• Set exercise: Find each line with the word "index" and copy it.

• Provided data:
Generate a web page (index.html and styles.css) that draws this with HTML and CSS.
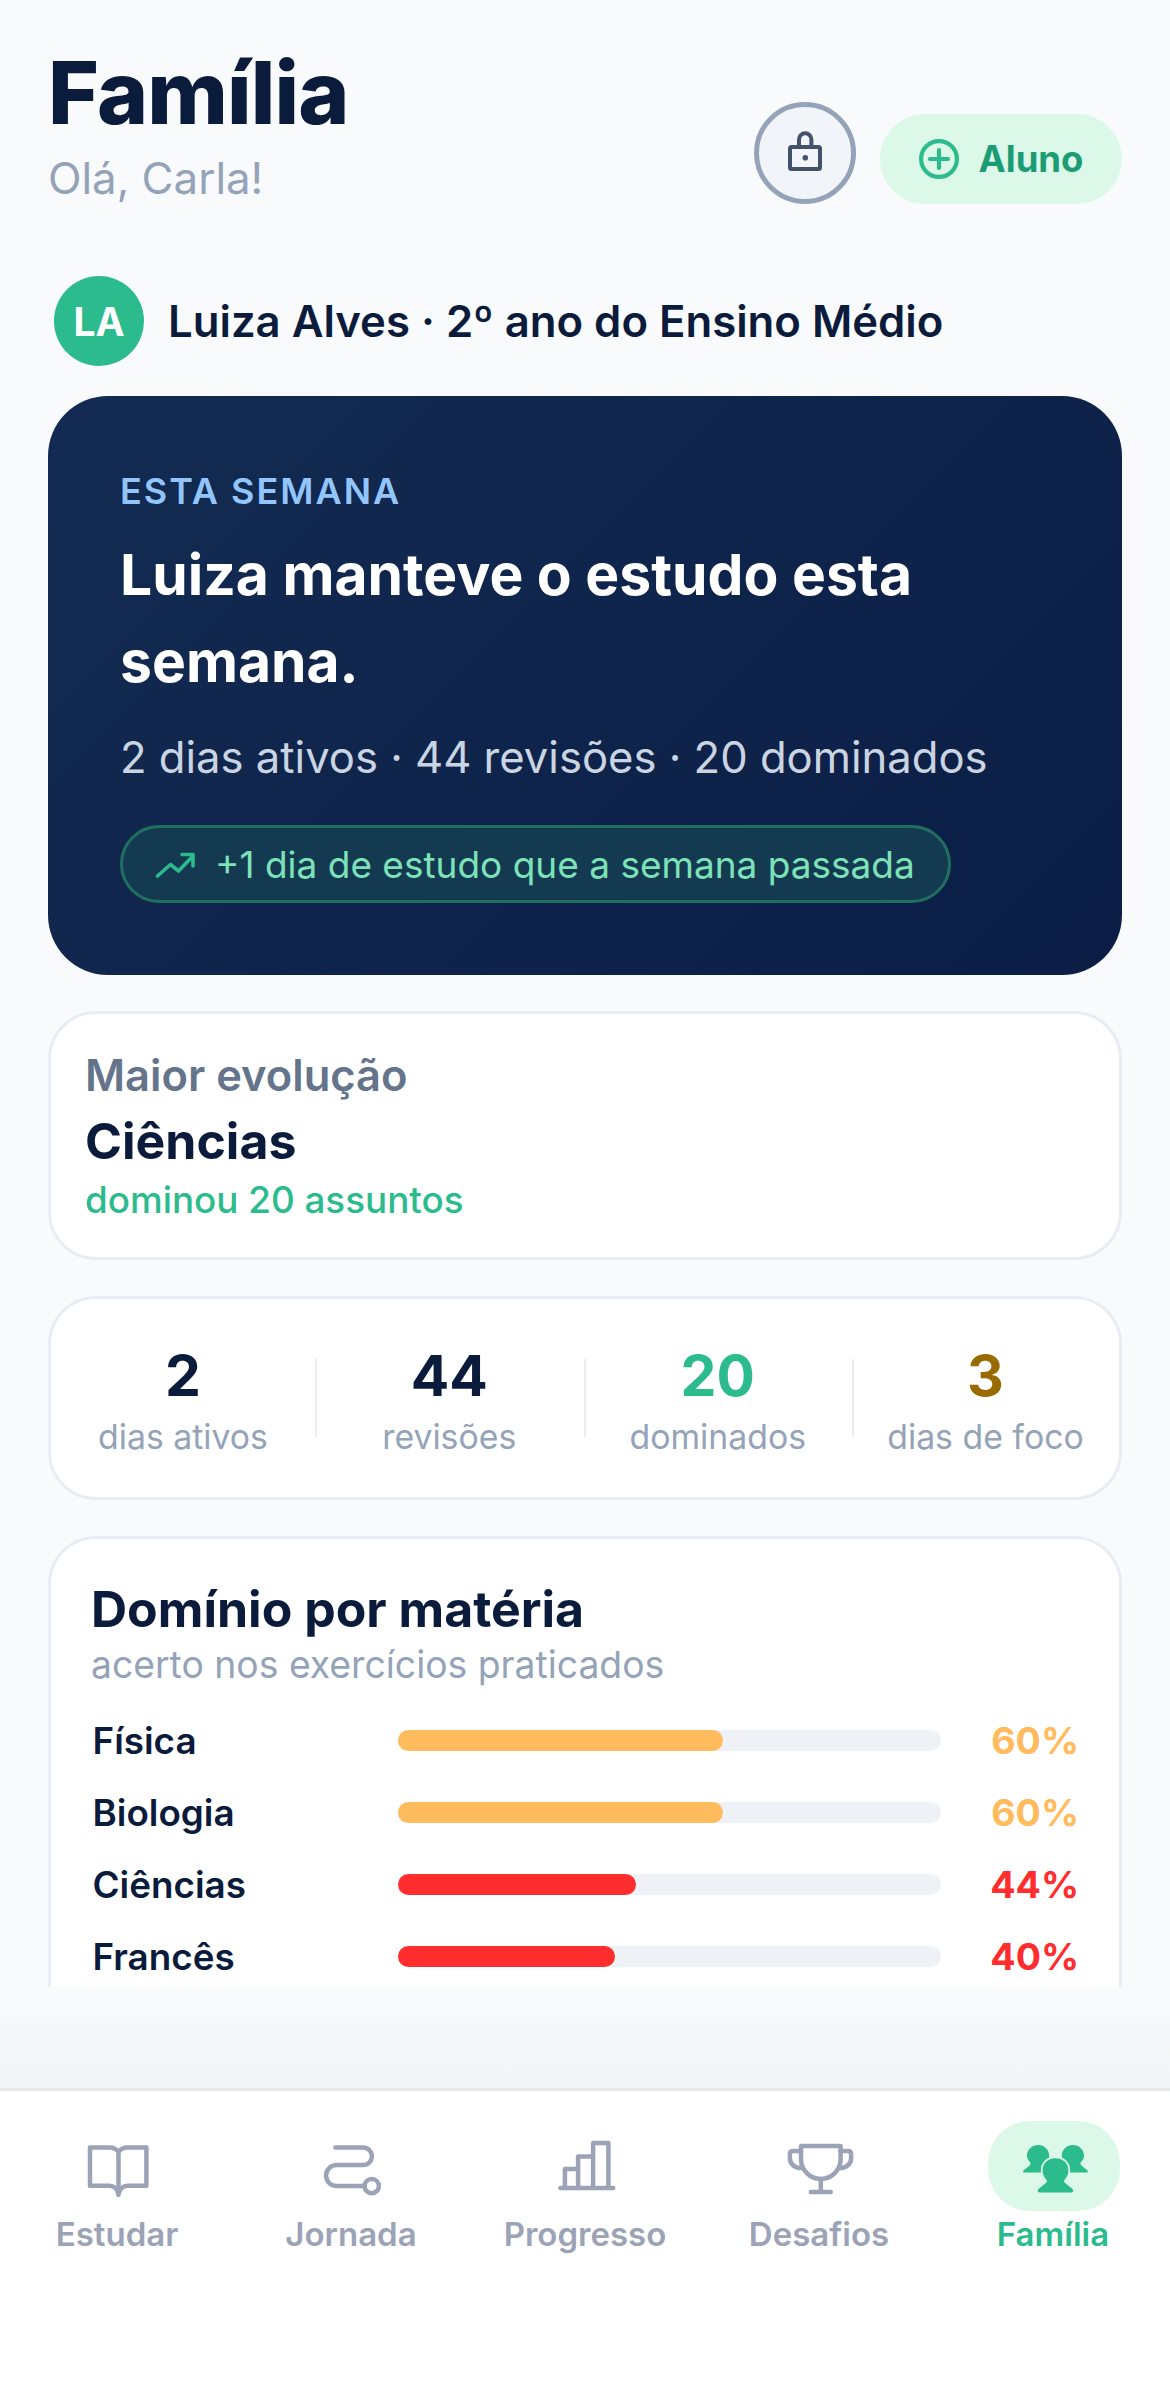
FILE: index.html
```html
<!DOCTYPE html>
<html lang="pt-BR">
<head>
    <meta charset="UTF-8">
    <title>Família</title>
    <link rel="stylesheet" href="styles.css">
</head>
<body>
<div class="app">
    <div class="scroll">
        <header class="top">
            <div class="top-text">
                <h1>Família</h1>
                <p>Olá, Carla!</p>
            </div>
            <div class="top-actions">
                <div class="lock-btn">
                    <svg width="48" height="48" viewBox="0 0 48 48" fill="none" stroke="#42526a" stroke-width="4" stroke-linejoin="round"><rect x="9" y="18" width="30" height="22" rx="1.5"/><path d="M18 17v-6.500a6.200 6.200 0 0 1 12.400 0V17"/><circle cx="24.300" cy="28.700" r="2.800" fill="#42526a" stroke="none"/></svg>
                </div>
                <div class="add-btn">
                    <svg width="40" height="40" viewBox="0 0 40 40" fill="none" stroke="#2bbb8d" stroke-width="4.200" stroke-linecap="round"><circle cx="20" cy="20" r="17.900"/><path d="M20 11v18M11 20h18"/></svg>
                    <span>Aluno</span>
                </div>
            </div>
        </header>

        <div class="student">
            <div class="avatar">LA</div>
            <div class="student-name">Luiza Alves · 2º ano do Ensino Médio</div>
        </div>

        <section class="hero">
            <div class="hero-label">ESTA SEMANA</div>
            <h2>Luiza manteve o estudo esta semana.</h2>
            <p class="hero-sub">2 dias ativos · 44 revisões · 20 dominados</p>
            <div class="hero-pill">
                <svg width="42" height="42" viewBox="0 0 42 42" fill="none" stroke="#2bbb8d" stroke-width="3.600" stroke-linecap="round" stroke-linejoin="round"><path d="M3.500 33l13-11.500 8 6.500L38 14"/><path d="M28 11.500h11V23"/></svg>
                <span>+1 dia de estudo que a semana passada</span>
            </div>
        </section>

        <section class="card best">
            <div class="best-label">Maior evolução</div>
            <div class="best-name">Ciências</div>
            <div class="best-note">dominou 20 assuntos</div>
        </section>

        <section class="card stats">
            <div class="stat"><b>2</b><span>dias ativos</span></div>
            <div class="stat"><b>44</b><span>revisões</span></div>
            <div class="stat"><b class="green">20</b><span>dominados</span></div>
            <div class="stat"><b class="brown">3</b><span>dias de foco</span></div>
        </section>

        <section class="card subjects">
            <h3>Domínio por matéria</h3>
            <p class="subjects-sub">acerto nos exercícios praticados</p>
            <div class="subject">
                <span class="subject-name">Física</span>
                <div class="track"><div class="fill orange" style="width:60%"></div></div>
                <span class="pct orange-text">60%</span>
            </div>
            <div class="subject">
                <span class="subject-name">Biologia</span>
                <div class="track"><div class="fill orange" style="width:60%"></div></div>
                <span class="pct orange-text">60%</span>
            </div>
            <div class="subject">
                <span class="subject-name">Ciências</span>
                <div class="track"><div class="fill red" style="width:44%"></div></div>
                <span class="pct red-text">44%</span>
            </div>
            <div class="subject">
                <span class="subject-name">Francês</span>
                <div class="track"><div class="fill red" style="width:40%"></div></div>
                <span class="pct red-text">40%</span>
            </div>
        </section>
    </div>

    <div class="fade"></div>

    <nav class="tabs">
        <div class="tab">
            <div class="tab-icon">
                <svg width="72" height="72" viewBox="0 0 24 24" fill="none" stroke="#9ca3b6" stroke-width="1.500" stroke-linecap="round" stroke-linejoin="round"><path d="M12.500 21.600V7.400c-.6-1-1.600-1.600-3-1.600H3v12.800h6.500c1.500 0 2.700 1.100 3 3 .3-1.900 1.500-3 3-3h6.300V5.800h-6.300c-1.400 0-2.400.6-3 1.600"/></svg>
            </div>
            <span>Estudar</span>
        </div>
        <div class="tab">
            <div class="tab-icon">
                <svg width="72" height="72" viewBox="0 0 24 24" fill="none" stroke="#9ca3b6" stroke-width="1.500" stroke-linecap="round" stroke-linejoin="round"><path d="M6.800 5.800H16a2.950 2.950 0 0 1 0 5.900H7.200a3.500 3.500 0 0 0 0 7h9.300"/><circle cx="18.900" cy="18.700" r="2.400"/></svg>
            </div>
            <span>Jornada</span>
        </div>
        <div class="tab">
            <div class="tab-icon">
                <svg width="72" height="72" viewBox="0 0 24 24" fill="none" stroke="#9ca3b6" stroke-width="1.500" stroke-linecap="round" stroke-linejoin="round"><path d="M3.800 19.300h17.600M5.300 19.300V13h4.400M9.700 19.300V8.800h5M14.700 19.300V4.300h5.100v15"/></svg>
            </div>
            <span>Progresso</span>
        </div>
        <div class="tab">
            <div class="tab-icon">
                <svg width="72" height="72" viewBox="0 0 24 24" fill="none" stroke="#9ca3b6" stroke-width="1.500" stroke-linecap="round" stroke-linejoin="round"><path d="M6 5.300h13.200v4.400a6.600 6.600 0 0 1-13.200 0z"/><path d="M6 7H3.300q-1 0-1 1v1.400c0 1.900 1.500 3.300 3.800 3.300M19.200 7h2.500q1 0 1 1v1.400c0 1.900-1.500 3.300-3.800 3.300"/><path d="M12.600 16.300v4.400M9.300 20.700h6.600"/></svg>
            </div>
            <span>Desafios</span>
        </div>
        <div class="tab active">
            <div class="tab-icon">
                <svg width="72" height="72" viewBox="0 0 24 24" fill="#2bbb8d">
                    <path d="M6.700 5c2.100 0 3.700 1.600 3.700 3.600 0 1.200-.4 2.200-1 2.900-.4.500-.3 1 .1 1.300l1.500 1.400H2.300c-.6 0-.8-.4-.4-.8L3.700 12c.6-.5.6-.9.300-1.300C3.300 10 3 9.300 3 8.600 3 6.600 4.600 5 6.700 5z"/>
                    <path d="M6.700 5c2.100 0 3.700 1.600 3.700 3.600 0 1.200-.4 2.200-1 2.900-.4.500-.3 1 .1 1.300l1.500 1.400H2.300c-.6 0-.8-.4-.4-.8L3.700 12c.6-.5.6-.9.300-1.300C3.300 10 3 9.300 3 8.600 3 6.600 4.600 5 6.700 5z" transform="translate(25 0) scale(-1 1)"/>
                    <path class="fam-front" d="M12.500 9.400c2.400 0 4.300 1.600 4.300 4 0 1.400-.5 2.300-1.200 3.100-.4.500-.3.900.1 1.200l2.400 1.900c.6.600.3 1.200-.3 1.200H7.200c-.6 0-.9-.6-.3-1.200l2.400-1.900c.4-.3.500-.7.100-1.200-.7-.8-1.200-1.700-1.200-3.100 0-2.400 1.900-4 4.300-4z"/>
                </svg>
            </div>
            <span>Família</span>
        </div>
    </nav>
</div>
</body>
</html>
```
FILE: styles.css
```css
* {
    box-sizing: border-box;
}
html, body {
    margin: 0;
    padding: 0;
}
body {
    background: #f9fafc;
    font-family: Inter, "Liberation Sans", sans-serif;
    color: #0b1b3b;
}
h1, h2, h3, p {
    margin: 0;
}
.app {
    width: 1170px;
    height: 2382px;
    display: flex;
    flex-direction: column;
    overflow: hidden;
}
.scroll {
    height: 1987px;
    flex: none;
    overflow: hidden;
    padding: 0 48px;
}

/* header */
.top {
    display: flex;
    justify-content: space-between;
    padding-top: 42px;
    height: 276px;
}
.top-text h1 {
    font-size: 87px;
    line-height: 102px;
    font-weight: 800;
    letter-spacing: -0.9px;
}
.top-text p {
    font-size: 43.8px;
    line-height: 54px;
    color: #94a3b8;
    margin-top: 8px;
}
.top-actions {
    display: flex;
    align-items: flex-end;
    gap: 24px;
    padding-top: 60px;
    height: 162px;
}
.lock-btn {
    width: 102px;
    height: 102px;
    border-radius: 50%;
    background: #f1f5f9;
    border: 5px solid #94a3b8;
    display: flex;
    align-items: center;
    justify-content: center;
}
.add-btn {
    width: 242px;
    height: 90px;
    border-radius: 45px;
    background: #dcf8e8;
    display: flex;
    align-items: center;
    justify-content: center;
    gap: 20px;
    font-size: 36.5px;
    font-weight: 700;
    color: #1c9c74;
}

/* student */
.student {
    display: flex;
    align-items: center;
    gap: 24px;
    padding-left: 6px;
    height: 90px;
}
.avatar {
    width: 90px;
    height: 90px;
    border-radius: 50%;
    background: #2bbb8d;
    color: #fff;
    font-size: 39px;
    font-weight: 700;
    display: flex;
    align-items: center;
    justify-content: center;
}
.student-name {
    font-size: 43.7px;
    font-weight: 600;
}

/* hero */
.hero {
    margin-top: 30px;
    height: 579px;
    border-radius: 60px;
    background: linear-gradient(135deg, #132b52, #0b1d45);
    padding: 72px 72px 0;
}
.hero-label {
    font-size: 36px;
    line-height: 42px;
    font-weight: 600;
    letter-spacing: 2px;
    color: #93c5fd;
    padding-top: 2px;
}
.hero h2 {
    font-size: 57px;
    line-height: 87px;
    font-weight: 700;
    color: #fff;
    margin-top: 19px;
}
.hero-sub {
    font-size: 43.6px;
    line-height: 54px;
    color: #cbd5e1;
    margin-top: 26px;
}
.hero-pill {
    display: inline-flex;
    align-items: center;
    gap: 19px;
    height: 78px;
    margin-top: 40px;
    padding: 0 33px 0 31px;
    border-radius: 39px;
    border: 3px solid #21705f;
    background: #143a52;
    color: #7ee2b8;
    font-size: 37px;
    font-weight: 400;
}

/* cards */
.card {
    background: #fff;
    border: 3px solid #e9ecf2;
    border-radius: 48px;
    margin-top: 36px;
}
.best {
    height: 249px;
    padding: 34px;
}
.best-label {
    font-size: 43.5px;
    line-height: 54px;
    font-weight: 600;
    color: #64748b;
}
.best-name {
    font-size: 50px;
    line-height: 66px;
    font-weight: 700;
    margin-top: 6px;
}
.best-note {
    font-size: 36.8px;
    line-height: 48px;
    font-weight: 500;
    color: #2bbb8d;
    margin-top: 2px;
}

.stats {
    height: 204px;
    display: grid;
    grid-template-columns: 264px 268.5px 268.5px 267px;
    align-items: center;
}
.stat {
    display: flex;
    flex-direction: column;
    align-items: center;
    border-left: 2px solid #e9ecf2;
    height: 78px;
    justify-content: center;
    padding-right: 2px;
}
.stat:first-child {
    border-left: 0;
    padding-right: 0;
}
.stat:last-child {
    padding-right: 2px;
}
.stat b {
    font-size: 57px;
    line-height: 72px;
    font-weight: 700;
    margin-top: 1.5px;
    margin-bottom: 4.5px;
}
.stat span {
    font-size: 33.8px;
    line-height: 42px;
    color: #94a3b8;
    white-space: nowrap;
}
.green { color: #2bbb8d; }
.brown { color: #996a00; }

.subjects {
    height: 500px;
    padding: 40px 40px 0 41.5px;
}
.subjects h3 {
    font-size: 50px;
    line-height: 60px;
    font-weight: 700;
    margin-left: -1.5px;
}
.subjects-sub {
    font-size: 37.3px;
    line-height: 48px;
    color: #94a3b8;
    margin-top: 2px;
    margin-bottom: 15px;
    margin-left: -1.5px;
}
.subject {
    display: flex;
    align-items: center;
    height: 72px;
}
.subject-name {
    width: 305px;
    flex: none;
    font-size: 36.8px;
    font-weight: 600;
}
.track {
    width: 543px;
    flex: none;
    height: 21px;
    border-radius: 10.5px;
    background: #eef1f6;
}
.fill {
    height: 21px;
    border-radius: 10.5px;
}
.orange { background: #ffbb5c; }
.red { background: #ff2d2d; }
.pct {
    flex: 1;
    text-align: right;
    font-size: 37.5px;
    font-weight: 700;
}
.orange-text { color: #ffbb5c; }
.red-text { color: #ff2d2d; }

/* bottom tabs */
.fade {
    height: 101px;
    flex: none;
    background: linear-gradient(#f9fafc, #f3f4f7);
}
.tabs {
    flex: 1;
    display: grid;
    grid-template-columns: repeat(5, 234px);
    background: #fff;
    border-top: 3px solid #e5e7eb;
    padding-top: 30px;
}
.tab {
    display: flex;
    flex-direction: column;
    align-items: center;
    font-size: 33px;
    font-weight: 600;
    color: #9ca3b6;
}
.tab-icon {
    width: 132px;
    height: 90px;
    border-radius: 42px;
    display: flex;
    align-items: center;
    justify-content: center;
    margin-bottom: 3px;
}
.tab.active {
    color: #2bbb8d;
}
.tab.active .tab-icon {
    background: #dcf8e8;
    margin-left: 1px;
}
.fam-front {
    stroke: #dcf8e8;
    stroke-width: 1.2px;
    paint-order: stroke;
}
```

• Response:
Generate a web page (index.html and styles.css) that draws this with HTML and CSS.
FILE: index.html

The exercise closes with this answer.